— Begin Exercise materials —

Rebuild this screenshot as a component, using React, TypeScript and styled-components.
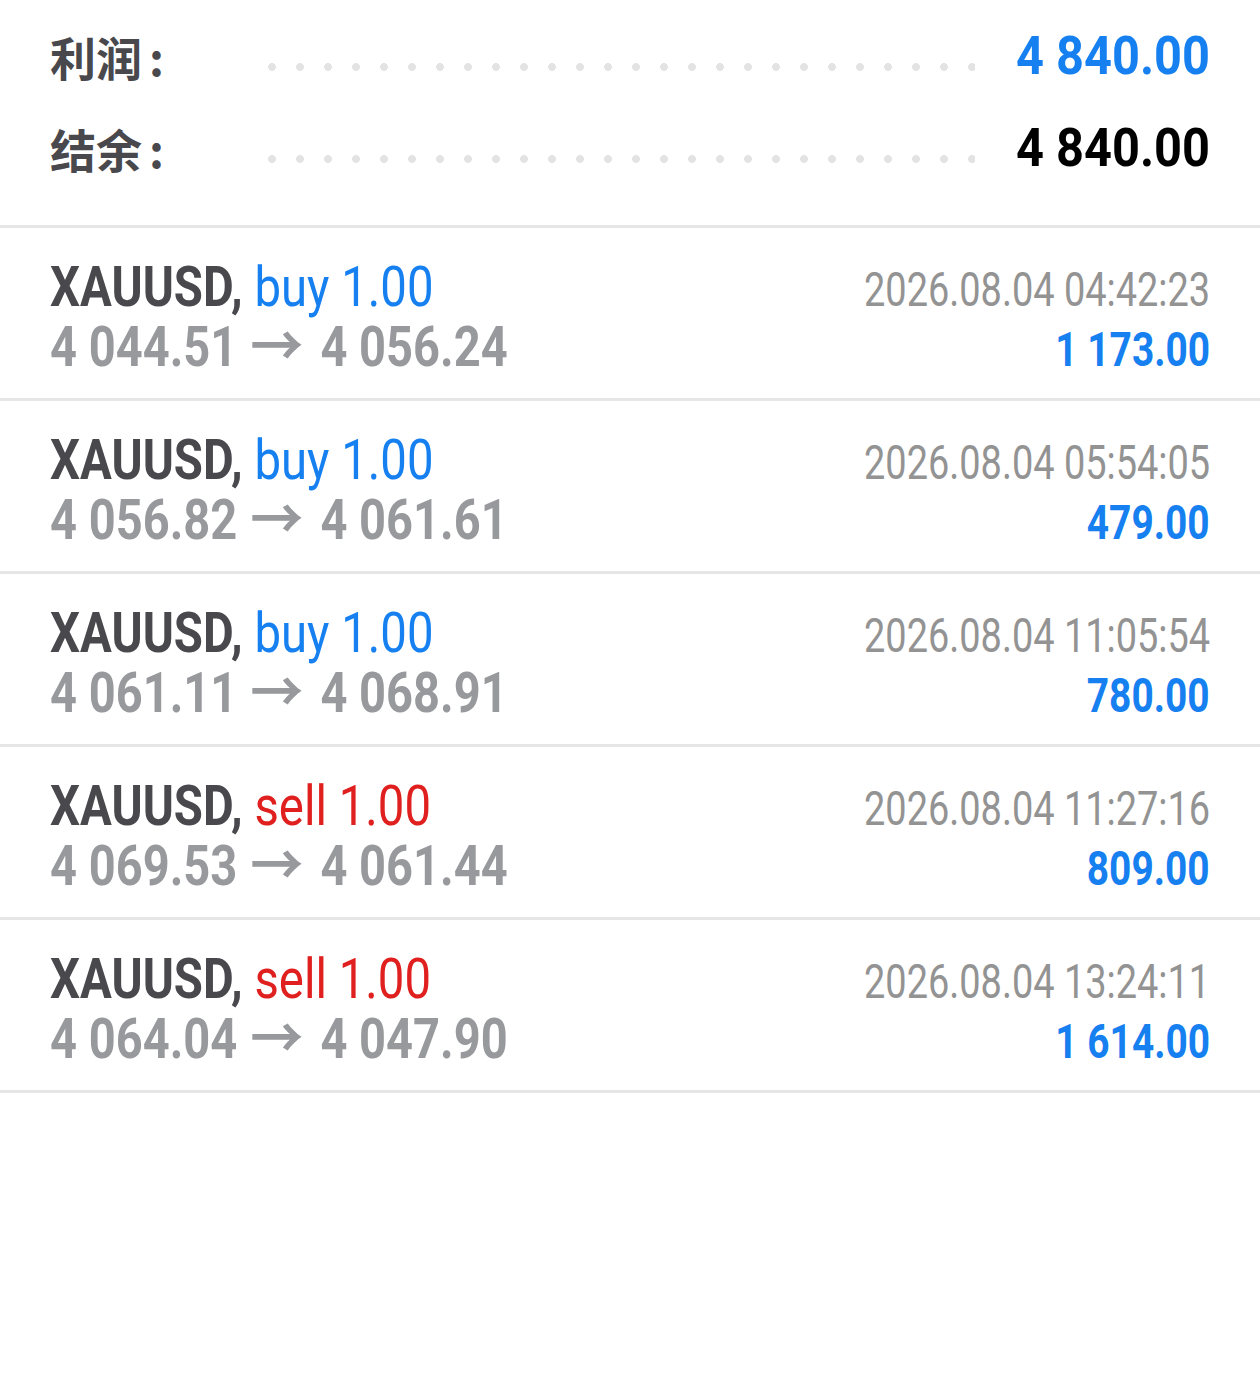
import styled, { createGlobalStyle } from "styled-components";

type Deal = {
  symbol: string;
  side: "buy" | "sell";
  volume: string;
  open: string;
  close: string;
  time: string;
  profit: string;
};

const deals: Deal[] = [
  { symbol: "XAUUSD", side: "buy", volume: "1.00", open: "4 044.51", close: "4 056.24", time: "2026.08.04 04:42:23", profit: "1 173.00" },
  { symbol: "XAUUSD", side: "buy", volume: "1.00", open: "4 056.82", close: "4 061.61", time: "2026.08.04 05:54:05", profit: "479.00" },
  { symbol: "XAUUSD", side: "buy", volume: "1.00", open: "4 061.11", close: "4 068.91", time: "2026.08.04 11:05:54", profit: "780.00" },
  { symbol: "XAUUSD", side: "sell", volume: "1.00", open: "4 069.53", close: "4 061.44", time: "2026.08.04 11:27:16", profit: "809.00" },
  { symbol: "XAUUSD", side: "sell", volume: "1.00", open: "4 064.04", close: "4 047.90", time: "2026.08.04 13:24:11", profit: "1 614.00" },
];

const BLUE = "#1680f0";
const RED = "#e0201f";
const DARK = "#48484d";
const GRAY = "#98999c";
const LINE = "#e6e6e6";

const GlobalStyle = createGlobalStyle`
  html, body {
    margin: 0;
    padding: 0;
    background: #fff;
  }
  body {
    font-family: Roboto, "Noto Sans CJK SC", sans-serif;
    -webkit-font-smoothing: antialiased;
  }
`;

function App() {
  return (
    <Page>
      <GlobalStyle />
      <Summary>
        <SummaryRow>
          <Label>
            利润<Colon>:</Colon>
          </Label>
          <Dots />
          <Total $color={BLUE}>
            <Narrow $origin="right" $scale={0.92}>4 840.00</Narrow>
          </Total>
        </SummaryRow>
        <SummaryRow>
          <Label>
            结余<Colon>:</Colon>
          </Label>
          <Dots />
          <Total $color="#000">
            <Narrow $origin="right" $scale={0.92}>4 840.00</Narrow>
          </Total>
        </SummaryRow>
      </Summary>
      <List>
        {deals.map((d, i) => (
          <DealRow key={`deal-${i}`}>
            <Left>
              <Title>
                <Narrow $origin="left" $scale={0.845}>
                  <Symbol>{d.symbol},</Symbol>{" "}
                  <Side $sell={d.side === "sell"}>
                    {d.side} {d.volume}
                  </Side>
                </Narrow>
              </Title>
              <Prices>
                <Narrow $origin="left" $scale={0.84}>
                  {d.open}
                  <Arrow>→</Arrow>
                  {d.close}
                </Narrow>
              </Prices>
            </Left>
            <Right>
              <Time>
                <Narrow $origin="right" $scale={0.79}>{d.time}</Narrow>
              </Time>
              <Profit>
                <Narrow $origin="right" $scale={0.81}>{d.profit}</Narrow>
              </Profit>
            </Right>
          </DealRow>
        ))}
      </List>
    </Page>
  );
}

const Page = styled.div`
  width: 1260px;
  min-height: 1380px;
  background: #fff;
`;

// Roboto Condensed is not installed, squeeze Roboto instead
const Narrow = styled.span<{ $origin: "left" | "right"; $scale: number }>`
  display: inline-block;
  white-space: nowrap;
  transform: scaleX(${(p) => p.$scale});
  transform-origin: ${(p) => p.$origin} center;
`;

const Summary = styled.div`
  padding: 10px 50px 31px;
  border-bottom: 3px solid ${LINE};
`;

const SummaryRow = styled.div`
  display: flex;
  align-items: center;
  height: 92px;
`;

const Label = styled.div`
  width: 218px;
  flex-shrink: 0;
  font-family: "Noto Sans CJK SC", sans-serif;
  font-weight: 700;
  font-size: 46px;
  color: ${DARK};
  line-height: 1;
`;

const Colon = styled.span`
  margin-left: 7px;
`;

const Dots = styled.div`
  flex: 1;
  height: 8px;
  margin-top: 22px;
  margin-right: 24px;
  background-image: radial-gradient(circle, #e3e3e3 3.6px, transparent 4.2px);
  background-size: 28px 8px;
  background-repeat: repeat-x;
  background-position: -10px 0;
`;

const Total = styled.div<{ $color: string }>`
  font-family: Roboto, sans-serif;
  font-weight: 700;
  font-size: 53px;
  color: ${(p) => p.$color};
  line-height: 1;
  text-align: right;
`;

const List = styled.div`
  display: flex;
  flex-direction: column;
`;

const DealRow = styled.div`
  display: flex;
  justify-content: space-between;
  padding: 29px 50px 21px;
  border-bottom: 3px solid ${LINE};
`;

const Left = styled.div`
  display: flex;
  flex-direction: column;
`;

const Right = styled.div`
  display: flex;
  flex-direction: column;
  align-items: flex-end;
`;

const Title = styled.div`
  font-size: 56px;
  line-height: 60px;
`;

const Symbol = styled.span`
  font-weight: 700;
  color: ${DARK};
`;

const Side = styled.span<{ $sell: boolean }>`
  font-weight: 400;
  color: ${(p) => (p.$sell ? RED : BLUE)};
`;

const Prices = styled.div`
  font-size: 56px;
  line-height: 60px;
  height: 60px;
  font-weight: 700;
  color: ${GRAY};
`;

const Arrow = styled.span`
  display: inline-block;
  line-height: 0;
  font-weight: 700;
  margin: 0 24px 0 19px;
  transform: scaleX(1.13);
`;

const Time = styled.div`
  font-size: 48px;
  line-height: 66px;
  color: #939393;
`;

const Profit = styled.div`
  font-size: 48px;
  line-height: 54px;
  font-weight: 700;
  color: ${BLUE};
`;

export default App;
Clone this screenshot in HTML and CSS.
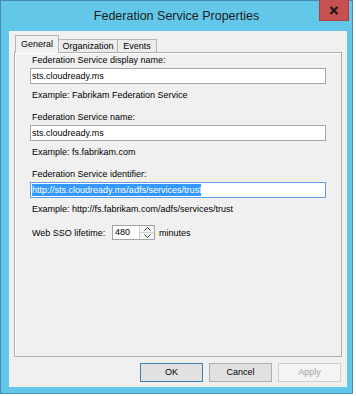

— End Exercise materials —

Aim — All lines above containing the string "components" are to be collected.

Task solution —
Rebuild this screenshot as a component, using React, TypeScript and styled-components.
import styled, { createGlobalStyle } from "styled-components";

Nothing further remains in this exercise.